A boy throws a ball upwards with velocity v₀ = 20 m/s. The wind imparts a horizontal acceleration of 4 m/s² to the left. The angle $\mathrm{\theta }$ with the vertical at which the ball must be thrown, so that the ball returns to the boy’s hand is : (g = 10 m/s²)

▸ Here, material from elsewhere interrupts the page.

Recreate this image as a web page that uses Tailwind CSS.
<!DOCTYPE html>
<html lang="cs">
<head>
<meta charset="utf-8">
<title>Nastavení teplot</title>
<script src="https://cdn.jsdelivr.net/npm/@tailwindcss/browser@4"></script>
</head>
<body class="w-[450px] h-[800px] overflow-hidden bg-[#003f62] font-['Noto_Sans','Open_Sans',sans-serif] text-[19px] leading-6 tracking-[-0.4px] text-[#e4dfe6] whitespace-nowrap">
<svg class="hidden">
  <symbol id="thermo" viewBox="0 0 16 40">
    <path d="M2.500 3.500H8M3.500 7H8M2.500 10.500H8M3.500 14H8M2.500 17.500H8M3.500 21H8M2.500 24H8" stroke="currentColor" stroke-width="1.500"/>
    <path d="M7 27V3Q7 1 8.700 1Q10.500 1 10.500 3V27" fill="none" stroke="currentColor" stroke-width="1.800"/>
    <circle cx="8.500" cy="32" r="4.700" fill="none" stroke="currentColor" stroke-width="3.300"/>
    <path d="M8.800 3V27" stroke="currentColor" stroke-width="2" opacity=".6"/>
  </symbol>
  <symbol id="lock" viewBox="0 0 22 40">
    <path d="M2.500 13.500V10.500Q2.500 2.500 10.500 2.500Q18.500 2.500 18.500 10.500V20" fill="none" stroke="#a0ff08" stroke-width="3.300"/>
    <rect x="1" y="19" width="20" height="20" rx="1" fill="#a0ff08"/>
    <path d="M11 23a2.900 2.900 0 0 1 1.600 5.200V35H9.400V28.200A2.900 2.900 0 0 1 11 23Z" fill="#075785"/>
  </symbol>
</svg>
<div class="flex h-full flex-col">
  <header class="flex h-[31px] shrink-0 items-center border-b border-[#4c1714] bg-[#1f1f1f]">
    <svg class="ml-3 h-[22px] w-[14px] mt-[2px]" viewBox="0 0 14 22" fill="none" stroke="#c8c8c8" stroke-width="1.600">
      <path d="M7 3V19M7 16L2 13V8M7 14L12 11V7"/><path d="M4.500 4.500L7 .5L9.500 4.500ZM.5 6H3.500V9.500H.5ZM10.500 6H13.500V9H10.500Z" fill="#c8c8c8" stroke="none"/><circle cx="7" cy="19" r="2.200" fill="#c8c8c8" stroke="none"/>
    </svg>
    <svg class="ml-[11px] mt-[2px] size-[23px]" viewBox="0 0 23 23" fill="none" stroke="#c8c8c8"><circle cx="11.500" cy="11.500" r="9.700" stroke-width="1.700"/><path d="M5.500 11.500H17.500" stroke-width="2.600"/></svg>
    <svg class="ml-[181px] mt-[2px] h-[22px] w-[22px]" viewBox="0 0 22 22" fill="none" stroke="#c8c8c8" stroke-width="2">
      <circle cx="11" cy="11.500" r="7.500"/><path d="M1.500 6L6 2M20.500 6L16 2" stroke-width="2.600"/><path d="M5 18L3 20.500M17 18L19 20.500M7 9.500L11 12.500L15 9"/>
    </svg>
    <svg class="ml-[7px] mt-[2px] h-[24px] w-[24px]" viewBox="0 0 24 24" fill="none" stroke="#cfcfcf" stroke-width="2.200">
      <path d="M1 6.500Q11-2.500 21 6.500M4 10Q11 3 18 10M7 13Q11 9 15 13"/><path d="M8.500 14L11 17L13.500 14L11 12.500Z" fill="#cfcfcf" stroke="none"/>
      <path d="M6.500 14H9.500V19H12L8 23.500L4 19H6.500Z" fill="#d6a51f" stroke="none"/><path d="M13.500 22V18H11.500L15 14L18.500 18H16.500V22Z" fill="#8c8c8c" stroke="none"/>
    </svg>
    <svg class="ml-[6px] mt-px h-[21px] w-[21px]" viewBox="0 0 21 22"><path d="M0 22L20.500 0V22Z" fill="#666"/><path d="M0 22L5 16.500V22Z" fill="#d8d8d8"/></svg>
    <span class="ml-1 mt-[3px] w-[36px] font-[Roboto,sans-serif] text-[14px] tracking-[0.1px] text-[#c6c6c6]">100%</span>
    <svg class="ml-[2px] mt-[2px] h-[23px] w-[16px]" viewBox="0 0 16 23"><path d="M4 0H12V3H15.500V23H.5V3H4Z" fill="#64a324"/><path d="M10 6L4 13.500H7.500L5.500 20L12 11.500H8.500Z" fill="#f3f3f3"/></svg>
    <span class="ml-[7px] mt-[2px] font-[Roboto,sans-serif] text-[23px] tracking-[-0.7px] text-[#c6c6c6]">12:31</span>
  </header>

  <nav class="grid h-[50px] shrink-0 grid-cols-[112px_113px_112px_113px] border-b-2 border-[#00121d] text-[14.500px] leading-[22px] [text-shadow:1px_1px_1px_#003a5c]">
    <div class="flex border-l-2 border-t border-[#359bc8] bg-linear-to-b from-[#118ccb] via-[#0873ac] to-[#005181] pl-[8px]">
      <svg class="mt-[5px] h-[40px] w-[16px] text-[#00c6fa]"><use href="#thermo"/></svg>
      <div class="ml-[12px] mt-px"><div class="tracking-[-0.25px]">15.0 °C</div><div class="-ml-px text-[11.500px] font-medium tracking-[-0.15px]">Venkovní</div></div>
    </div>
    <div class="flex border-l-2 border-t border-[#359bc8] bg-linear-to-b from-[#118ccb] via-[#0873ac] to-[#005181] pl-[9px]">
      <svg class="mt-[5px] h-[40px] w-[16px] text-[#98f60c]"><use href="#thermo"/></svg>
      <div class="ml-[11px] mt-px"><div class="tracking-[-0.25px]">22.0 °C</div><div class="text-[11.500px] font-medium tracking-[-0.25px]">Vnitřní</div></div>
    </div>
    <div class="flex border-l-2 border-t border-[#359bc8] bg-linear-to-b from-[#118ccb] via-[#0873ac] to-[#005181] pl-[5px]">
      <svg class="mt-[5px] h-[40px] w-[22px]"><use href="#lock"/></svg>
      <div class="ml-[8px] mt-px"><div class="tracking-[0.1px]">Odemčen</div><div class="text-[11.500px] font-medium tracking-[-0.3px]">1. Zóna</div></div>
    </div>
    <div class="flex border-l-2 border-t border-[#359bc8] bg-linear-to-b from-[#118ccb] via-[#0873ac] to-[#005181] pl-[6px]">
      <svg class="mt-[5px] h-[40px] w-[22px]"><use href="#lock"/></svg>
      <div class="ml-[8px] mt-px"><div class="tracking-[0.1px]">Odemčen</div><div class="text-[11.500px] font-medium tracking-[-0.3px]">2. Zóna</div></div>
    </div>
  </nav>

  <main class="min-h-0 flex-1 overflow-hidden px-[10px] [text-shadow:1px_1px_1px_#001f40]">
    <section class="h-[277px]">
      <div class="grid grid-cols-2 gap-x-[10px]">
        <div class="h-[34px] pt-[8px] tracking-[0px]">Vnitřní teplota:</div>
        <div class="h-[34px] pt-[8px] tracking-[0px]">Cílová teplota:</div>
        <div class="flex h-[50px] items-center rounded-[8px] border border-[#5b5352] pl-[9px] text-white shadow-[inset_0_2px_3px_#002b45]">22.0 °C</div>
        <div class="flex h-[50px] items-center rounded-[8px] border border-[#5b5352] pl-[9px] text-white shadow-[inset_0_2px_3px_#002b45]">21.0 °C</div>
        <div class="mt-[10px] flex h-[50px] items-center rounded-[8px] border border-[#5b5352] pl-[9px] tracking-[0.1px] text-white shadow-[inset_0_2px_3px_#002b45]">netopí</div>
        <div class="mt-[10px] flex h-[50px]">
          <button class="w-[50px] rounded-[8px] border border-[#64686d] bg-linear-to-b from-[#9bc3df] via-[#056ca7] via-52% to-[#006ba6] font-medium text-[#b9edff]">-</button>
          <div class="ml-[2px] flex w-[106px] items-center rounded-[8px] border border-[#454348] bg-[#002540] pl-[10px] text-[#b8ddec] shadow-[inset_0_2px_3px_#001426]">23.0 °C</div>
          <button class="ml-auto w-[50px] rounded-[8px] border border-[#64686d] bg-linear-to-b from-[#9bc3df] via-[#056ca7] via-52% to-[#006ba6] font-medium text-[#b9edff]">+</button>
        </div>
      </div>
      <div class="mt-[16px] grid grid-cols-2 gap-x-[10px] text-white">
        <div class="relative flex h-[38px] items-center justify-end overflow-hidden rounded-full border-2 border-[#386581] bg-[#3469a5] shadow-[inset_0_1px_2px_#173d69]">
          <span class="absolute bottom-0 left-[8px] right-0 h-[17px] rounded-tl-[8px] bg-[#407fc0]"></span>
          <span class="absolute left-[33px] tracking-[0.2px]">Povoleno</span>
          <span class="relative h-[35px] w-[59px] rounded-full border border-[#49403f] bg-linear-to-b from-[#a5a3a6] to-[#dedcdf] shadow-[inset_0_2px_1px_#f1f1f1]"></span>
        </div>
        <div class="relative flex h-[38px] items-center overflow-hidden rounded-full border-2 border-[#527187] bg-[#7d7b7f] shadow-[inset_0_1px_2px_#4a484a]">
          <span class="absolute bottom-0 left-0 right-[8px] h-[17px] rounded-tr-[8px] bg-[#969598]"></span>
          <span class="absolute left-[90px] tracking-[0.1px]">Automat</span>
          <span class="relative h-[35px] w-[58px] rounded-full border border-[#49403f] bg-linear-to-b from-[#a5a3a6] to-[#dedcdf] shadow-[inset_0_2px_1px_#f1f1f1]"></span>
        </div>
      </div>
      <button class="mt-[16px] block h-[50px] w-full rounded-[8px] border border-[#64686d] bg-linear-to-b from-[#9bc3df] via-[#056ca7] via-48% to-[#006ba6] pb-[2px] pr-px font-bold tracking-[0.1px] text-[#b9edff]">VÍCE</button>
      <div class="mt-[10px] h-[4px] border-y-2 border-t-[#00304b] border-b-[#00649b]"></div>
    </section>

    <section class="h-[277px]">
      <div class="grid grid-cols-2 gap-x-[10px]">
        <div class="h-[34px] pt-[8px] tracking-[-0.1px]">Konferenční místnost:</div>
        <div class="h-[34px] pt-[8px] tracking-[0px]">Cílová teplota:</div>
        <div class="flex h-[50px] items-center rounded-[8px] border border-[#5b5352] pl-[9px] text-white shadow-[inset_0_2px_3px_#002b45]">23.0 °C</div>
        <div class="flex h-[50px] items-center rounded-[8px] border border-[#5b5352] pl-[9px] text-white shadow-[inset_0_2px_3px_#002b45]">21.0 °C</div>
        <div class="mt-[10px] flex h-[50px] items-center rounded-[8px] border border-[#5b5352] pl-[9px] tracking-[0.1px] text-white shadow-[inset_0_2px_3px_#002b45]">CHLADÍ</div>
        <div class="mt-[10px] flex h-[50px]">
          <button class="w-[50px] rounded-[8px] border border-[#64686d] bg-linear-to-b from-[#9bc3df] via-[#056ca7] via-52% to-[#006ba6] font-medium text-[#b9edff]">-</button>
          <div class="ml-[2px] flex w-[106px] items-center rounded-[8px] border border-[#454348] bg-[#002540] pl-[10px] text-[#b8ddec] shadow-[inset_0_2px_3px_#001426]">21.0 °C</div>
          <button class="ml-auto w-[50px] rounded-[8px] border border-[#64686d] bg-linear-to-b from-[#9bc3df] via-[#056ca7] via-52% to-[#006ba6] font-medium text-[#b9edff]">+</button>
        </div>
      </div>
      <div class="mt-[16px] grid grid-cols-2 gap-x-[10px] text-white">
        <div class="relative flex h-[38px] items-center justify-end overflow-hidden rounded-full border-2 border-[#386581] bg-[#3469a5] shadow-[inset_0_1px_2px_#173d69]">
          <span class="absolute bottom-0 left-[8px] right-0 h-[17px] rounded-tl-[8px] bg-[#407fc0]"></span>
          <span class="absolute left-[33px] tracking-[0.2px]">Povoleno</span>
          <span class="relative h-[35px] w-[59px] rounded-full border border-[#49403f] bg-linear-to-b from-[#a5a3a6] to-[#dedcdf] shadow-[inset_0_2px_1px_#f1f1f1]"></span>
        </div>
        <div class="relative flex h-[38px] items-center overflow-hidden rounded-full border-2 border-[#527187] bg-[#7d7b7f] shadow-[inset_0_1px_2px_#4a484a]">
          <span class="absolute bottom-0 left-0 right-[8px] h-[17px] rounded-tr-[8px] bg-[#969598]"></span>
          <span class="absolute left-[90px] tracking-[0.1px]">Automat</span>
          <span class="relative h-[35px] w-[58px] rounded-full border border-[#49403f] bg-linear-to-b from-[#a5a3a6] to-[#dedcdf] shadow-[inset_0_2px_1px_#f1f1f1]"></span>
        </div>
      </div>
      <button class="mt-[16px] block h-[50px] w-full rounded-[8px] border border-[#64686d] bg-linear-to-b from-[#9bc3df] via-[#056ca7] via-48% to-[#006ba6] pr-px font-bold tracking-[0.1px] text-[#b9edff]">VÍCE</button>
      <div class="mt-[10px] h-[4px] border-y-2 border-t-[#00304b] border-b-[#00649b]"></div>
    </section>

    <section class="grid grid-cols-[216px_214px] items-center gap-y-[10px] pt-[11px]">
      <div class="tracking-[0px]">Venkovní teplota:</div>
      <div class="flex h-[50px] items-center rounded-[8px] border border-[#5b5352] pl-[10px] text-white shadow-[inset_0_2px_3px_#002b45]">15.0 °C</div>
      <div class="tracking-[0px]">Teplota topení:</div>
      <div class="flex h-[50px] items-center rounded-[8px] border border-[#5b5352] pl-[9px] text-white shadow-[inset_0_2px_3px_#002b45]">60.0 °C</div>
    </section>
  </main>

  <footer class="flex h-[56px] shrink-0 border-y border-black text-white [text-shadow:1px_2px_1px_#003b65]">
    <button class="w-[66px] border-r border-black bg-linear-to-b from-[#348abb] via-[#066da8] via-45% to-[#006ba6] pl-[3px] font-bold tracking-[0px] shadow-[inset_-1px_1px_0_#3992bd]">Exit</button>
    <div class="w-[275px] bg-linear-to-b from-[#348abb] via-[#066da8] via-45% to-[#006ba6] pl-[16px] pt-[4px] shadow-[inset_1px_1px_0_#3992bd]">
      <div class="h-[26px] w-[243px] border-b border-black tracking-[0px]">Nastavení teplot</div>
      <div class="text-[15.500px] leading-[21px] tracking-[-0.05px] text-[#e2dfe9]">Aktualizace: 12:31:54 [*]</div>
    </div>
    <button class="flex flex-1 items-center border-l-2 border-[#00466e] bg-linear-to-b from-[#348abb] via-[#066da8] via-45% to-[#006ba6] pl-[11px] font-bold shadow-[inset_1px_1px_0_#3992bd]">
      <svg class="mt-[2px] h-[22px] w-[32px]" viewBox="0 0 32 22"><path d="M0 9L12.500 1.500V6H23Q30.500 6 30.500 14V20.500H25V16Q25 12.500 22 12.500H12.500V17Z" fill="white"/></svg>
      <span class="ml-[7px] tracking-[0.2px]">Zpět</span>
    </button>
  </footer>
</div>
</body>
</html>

$\begin{array}{l}{\mathrm{v}}_{\mathrm{y}}={\mathrm{v}}_0\cos \mathrm{\theta }=20\cos \mathrm{\theta }\\ {\mathrm{v}}_{\mathrm{x}}={\mathrm{v}}_0\sin \mathrm{\theta }=20\sin \mathrm{\theta }\end{array}$
Time of flight of the ball is :
$\mathrm{T}=\frac{2{\mathrm{v}}_{\mathrm{y}}}{\mathrm{g}}=\frac{40\cos \mathrm{\theta }}{10}=4\cos \mathrm{\theta }...\left(\mathrm{i}\right)$
In this time displacement of ball in horizontal direction should also be zero,
$\mathrm{i}.\mathrm{e}., 0={\mathrm{v}}_{\mathrm{x}}\mathrm{T}-\frac{1}{2}{\mathrm{a}}_{\mathrm{x}}{\mathrm{T}}^2$
This gives, $\mathrm{T}=\frac{2{\mathrm{v}}_{\mathrm{x}}}{{\mathrm{a}}_{\mathrm{x}}}=\frac{(20\sin \mathrm{\theta })2}{4}$
= 10 sin $\mathrm{\theta }$ .....(ii)
From eqn. (i) and eqn. (ii)
4 cos$\mathrm{\theta }$ = 10 sin $\mathrm{\theta }$
$\therefore \tan \mathrm{\theta }=\frac{4}{10}=0.4$